#### Record extracts ####

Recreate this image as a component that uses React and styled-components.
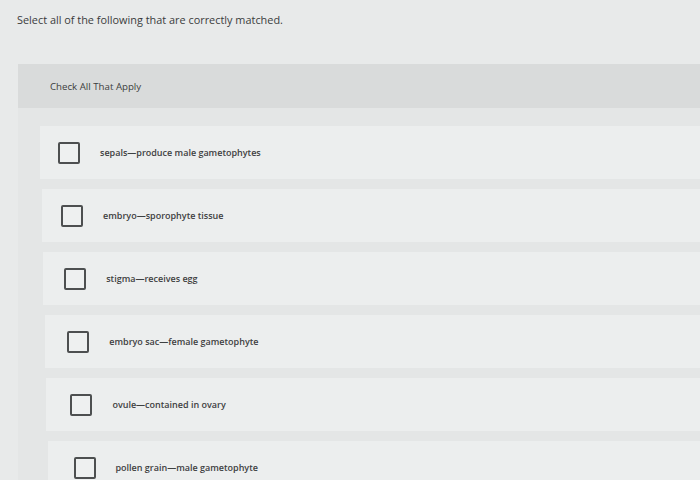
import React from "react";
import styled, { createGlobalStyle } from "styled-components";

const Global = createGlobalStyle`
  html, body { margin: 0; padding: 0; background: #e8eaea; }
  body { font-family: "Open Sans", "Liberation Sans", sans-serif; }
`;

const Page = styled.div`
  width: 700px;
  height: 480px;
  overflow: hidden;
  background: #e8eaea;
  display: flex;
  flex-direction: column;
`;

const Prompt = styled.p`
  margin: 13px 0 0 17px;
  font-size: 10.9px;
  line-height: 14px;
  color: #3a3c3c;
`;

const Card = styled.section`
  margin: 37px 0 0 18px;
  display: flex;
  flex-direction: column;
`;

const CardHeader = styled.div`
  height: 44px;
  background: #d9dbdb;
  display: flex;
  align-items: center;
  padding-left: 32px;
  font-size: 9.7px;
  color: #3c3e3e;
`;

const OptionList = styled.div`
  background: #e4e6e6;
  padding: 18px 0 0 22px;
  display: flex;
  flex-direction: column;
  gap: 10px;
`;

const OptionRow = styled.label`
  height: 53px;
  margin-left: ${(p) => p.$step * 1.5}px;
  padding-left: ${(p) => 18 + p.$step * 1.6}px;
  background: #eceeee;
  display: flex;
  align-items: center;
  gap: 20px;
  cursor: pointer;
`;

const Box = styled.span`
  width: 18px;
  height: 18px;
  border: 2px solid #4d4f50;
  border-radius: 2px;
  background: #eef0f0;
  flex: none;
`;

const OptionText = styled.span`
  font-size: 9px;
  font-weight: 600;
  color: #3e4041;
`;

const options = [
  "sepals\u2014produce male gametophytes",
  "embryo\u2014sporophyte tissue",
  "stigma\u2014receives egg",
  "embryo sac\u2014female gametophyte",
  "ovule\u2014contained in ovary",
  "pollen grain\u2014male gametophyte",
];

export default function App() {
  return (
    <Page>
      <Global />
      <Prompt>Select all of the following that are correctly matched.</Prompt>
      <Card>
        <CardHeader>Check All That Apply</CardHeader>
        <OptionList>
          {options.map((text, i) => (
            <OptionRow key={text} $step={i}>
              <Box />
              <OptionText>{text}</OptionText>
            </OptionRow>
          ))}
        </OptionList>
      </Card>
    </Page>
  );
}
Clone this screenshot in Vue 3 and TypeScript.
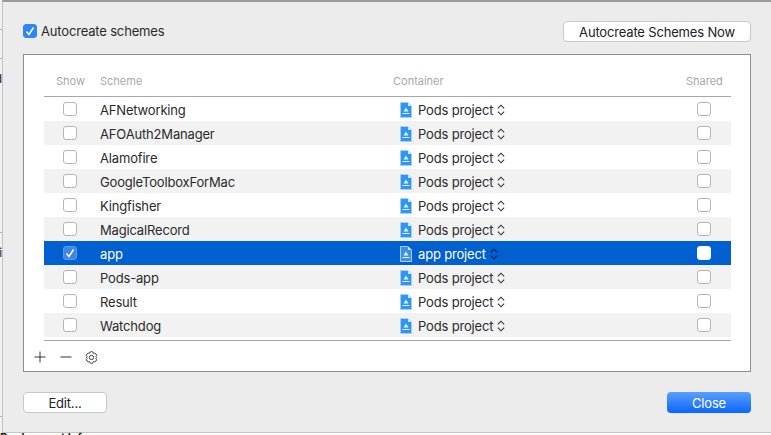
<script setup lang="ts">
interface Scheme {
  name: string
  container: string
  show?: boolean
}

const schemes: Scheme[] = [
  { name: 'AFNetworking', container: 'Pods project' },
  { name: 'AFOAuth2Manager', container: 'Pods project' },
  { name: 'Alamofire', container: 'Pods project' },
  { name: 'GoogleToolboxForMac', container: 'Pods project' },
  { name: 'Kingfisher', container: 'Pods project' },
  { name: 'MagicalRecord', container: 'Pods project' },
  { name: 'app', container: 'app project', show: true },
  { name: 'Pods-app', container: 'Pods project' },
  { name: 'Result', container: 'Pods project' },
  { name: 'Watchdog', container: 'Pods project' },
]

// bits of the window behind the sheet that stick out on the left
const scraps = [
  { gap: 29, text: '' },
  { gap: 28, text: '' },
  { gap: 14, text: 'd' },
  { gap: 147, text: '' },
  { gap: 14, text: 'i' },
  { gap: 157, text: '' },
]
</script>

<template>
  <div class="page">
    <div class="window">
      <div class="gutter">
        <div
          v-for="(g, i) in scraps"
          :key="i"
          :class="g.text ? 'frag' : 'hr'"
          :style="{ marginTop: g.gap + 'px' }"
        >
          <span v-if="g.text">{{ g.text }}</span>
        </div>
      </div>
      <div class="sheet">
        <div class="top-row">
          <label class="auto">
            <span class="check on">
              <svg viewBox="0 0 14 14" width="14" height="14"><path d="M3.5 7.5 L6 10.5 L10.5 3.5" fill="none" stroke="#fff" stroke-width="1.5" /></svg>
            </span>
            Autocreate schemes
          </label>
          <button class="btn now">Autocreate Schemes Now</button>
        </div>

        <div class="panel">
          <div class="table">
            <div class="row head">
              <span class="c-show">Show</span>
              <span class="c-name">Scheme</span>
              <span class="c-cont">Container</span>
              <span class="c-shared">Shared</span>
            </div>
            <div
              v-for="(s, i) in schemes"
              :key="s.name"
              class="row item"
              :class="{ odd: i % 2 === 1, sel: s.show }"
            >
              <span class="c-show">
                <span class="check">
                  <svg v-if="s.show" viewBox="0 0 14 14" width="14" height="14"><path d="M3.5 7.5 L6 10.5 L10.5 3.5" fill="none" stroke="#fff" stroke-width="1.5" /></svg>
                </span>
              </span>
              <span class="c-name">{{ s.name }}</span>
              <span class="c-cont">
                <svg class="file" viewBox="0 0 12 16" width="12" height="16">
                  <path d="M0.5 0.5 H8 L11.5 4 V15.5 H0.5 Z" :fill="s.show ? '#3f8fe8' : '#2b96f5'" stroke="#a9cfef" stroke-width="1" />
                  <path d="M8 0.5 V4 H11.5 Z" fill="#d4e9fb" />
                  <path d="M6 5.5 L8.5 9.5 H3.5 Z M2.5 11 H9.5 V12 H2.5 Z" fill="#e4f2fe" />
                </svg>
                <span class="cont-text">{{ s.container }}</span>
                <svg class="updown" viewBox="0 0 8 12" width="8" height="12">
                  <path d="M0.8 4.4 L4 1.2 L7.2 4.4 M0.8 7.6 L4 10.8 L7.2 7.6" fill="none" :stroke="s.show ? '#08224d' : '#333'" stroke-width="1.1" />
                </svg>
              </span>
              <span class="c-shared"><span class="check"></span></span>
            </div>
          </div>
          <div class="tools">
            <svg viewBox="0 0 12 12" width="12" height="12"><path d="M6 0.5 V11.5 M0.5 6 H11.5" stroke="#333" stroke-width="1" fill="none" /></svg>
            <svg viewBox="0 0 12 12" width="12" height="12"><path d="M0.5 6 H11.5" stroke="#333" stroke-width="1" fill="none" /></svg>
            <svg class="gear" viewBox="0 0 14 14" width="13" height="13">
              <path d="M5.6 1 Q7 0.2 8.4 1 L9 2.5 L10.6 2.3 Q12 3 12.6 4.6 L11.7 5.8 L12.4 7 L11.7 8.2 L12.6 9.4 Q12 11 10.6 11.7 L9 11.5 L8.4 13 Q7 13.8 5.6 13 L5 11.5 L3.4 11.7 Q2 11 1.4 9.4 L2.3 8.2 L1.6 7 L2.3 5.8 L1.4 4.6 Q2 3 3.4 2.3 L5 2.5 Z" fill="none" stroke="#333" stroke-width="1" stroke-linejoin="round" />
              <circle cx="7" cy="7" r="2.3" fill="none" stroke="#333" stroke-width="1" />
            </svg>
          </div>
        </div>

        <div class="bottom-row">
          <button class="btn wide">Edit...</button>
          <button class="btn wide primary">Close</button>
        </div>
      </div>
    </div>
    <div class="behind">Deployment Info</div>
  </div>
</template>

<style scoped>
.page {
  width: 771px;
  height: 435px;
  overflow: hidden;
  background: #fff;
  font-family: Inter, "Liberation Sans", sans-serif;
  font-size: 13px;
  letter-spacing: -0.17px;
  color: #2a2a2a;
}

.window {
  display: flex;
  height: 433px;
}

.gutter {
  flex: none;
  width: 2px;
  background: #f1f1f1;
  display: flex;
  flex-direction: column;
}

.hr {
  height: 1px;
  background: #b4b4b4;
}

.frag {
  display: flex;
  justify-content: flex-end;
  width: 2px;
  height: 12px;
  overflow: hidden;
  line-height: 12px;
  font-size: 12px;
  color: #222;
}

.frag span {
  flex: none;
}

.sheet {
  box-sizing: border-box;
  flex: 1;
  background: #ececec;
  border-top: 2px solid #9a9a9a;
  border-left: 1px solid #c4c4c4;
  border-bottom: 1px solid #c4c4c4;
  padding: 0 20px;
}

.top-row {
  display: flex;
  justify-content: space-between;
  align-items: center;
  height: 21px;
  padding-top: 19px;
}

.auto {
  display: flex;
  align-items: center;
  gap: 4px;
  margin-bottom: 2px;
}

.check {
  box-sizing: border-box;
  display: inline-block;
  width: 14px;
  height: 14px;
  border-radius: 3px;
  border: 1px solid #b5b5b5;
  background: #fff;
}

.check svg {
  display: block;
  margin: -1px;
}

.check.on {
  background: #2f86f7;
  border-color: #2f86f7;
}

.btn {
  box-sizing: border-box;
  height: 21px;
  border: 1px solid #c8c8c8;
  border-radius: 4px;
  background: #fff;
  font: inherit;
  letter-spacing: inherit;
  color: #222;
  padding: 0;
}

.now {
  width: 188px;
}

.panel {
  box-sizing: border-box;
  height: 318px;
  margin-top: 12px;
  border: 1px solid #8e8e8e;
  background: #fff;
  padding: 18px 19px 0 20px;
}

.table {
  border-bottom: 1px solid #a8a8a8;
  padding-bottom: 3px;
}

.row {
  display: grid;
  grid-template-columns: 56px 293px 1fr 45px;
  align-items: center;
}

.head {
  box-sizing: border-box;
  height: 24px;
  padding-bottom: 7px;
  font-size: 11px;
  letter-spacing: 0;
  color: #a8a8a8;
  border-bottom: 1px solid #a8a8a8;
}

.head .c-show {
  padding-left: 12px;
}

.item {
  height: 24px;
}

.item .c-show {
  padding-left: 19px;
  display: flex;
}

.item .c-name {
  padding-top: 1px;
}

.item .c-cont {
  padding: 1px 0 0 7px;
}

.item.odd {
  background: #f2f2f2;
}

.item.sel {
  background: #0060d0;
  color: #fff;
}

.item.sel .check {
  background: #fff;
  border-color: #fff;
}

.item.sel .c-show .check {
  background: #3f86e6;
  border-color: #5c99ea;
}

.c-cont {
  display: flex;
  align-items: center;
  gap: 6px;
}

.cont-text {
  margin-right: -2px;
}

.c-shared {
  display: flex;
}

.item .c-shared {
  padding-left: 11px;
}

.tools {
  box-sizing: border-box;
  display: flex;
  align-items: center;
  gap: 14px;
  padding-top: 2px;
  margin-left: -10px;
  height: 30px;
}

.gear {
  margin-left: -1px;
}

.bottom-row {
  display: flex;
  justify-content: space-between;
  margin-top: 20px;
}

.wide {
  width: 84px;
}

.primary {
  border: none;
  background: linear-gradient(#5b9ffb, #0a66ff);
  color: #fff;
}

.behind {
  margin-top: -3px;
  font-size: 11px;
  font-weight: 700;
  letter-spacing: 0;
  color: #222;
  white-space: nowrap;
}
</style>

####

» Problem details:
Locate all lines in the listing above with the word "components" and copy them.

» The output:
Recreate this image as a component that uses React and styled-components.
import styled, { createGlobalStyle } from "styled-components";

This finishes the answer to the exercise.